You can celebrate by making these virtuous brownies, and turn your cravings into a nutritional hit.

Brownie Bites

The difference between cacao and cocoa is the amount of processing involved before it finds its way to your merry little mitts. Cacao is from the raw chocolate bean, and it is higher in antioxidants and minerals. That's why it's touted as a superfood. Cocoa is the heat-treated version, processed to stabilise the product and provide consistency for manufacturers to play with. It's cheaper than raw cacao, and still a good source of heart-healthy magnesium, but higher in caffeine and lower in antioxidants. Go for whichever one you fancy, although raw cacao can be a little trickier to find. Try www.natashaslivingfood.com or www.iswari.net

You will need:

1 cup pecans

5 medjool or other very sticky dates

Pinch of good, unrefined sea salt

2 tablespoons maple syrup

4-5 tablespoons cocoa or cacao powder

1/2 large bar chocolate 85 per cent cocoa solids

2 tablespoons natural yoghurt

Pulse the pecans, the dates, the unrefined sea salt, the maple syrup and the cocoa or cacao powder, whichever you are using, into a blender until the mixture starts to clump together. Roll into 15 apricot-sized balls between the palms of your hands. Using your thumb, press a dimple into the crown of each ball. Refrigerate.

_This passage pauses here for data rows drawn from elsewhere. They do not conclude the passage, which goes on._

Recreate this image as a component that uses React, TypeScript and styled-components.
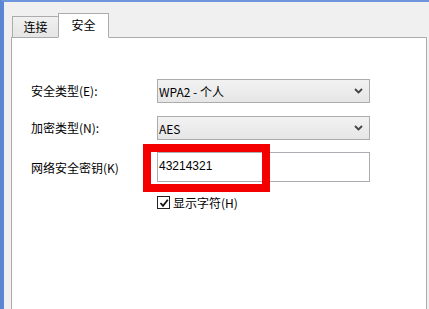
import styled, { createGlobalStyle } from 'styled-components';

const Global = createGlobalStyle`
  html, body { margin: 0; padding: 0; }
  body {
    width: 429px;
    height: 309px;
    overflow: hidden;
    font-family: "Noto Sans CJK SC", "Microsoft YaHei", "Liberation Sans", sans-serif;
    font-size: 12px;
    color: #000;
  }
`;

const Window = styled.div`
  box-sizing: border-box;
  width: 429px;
  height: 309px;
  background: #f0f0f0;
  border-left: 4px solid #5b86d3;
  border-top: 2px solid #6f95dc;
  padding: 10px 0 0 7px;
  display: flex;
  flex-direction: column;
  overflow: hidden;
`;

const TabStrip = styled.div`
  display: flex;
  align-items: flex-end;
  height: 25px;
  padding-left: 1px;
`;

const Tab = styled.div<{ active?: boolean }>`
  box-sizing: border-box;
  display: flex;
  align-items: center;
  justify-content: center;
  height: ${(p) => (p.active ? '25px' : '22px')};
  width: ${(p) => (p.active ? '51px' : '47px')};
  border: 1px solid #acacac;
  border-bottom: ${(p) => (p.active ? '1px solid #fff' : '1px solid #acacac')};
  background: ${(p) => (p.active ? '#fff' : 'linear-gradient(#f0f0f0, #e5e5e5)')};
  margin-right: ${(p) => (p.active ? '0' : '-1px')};
  position: relative;
  z-index: ${(p) => (p.active ? 2 : 1)};
  margin-bottom: -1px;
  font-size: 12px;
  padding-bottom: ${(p) => (p.active ? '3px' : '1px')};
`;

const Panel = styled.div`
  box-sizing: border-box;
  width: 416px;
  flex: 1;
  background: #fff;
  border: 1px solid #acacac;
  border-bottom: none;
  padding: 41px 0 0 19px;
`;

const Form = styled.div`
  display: grid;
  grid-template-columns: 126px 213px;
  row-gap: 13px;
  align-items: center;
`;

const Label = styled.div`
  font-size: 12px;
  line-height: 16px;
`;

const Select = styled.div`
  box-sizing: border-box;
  height: 24px;
  border: 1px solid #acacac;
  background: linear-gradient(#f2f2f2, #e6e6e6);
  display: flex;
  align-items: center;
  justify-content: space-between;
  padding: 0 6px 0 1px;
  font-size: 12px;
`;

const Chevron = () => (
  <svg width="9" height="6" viewBox="0 0 9 6">
    <path d="M1 1 L4.5 4.5 L8 1" fill="none" stroke="#444" strokeWidth="1.8" />
  </svg>
);

const InputWrap = styled.div`
  position: relative;
  margin-top: -1px;
`;

const Input = styled.div`
  box-sizing: border-box;
  height: 30px;
  border: 1px solid #abadb3;
  background: #fff;
  display: flex;
  align-items: center;
  padding: 0 1px 2px;
  font-family: "Liberation Sans", Arial, sans-serif;
  font-size: 12px;
`;

const Highlight = styled.div`
  position: absolute;
  left: -14px;
  top: -8px;
  width: 127px;
  height: 48px;
  box-sizing: border-box;
  border: 8px solid #f40000;
  pointer-events: none;
`;

const CheckRow = styled.label`
  grid-column: 2;
  display: flex;
  align-items: center;
  gap: 3px;
  margin-top: -1px;
  font-size: 12px;
`;

const Box = styled.span`
  box-sizing: border-box;
  width: 13px;
  height: 13px;
  border: 1px solid #222;
  background: #fff;
  display: flex;
  align-items: center;
  justify-content: center;
`;

export default function App() {
  return (
    <>
      <Global />
      <Window>
        <TabStrip>
          <Tab>连接</Tab>
          <Tab active>安全</Tab>
        </TabStrip>
        <Panel>
          <Form>
            <Label>安全类型(E):</Label>
            <Select>
              <span>WPA2 - 个人</span>
              <Chevron />
            </Select>
            <Label>加密类型(N):</Label>
            <Select>
              <span>AES</span>
              <Chevron />
            </Select>
            <Label>网络安全密钥(K)</Label>
            <InputWrap>
              <Input>43214321</Input>
              <Highlight />
            </InputWrap>
            <CheckRow>
              <Box>
                <svg width="10" height="10" viewBox="0 0 10 10">
                  <path d="M1.5 5 L4 7.8 L8.8 1.8" fill="none" stroke="#111" strokeWidth="1.8" />
                </svg>
              </Box>
              <span>显示字符(H)</span>
            </CheckRow>
          </Form>
        </Panel>
      </Window>
    </>
  );
}
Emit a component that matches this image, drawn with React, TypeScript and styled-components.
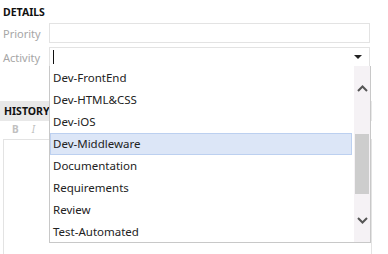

For the probiotic frosting, gently melt the 85 per cent chocolate over a saucepan of barely simmering water. It's easiest to use a plate that fits snugly on top of your saucepan, with only one inch of water beneath. As soon as the chocolate has melted, work very quickly. Remove the chocolate from heat, stir through the natural yoghurt, and immediately fill each brownie pocket with a puddle of frosting.

Try to refrigerate for two hours before looting. They're best hidden behind old jars of capers and gherkins lurking in the back of the fridge. Few will find them.